2- Çoğu zaman konuşturulmayı bile dünya üzerindeki en büyük zulüm sayan yaratıcı ekipler, direkt olarak müşteriyle muhatap edilirse, Allah muhafaza devreleri yakabilirler.
Müşteri temsilcisi olmadan işleri gayet iyi yürüten ajanslar var. Bu örnekler, diğerlerinin de iştahını kabartıyor.
Bu arada, değişen ajans-müşteri ilişkileri de özellikle patron ajanslarını çok zorlamaya başladı. "Eskiden direkt olarak marka sahibiyle konuşurduk, şimdi üçüncü kademe pazarlama yöneticilerine laf anlatmaya çalışıyoruz" cümlesini çok duydum. Kendini sorgulanamaz gören eski tip patron-reklamcılar bu durumdan çok rahatsız. Sektör değişiyor, onlar bu değişimin geçici bir heves olduğunu ve er geç eski mutlu günlere dönüleceğini düşünüyorlar. "Ben istedim, oldu" dönemlerine...
Dijitali biz de becerebiliyoruz
Bir de dijital meselesi var elbette. O 'sosyal medya ajansı/dijital ajans fırtınası' biraz dindi gibi. Evet, büyük ajanslar bu fırtınada biraz sarsıldı ama meydanı da tamamen bırakmadı. "Onların yaptıklarını biz de yapabiliyoruz, hem de bunca yıllık mesleki birikimiz var" düşüncesini kabul ettirmeyi başardılar diyebiliriz. Genel görünüm; strateji ve büyük işler yine klasik ajanslarda, uygulamalar dijital ajanslarda. Tabii hemen her klasik ajansın bünyesinden bir sosyal medya/dijital ajans çıkardığını da belirtmekte fayda var. Bu yeni birimlerin çok da kâr ettiği söylenemez ama en azından 'işi dışarıya kaptırmıyorlar'.
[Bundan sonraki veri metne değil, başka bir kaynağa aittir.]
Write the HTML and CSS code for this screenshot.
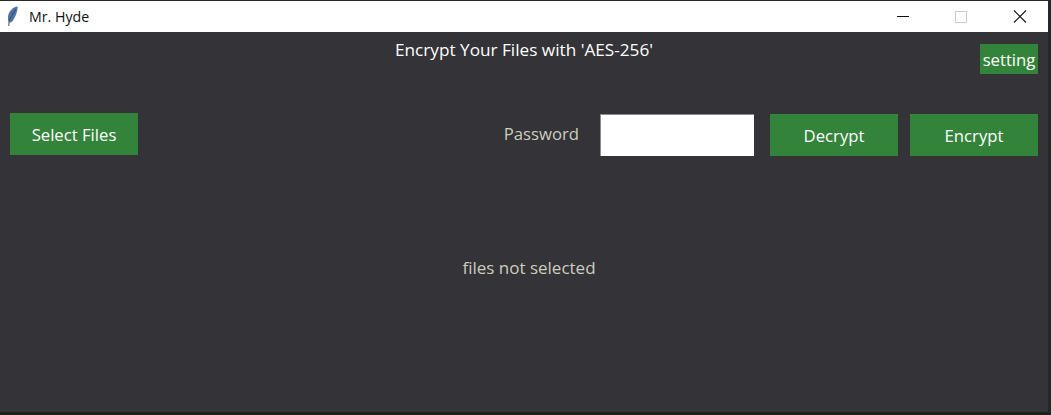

İş kaptırma demişken, daha küçük ölçekli ajansların 'abilerinden' sıkça iş kapmaya başladığı da bir gerçek. O daha küçük ajansları başka yazıya bırakıyorum.
İş kaptırma demişken, daha küçük ölçekli ajansların 'abilerinden' sıkça iş kapmaya başladığı da bir gerçek. O daha küçük ajansları başka yazıya bırakıyorum.
Son olarak, artık duymaktan kusacak duruma geldiğimiz ödül meselesini de hatırlatmak istiyorum. Sadece hatırlatmak. Şu an o geyiği kaldırabilecek durumda değilim.
Benim gördüğüm genel durum böyle. Yazının girişinde de söylediğim gibi, tamamen kendi gözlemlerim. Çok yanlış gözlemişsin diyen olursa da saygı duyarım.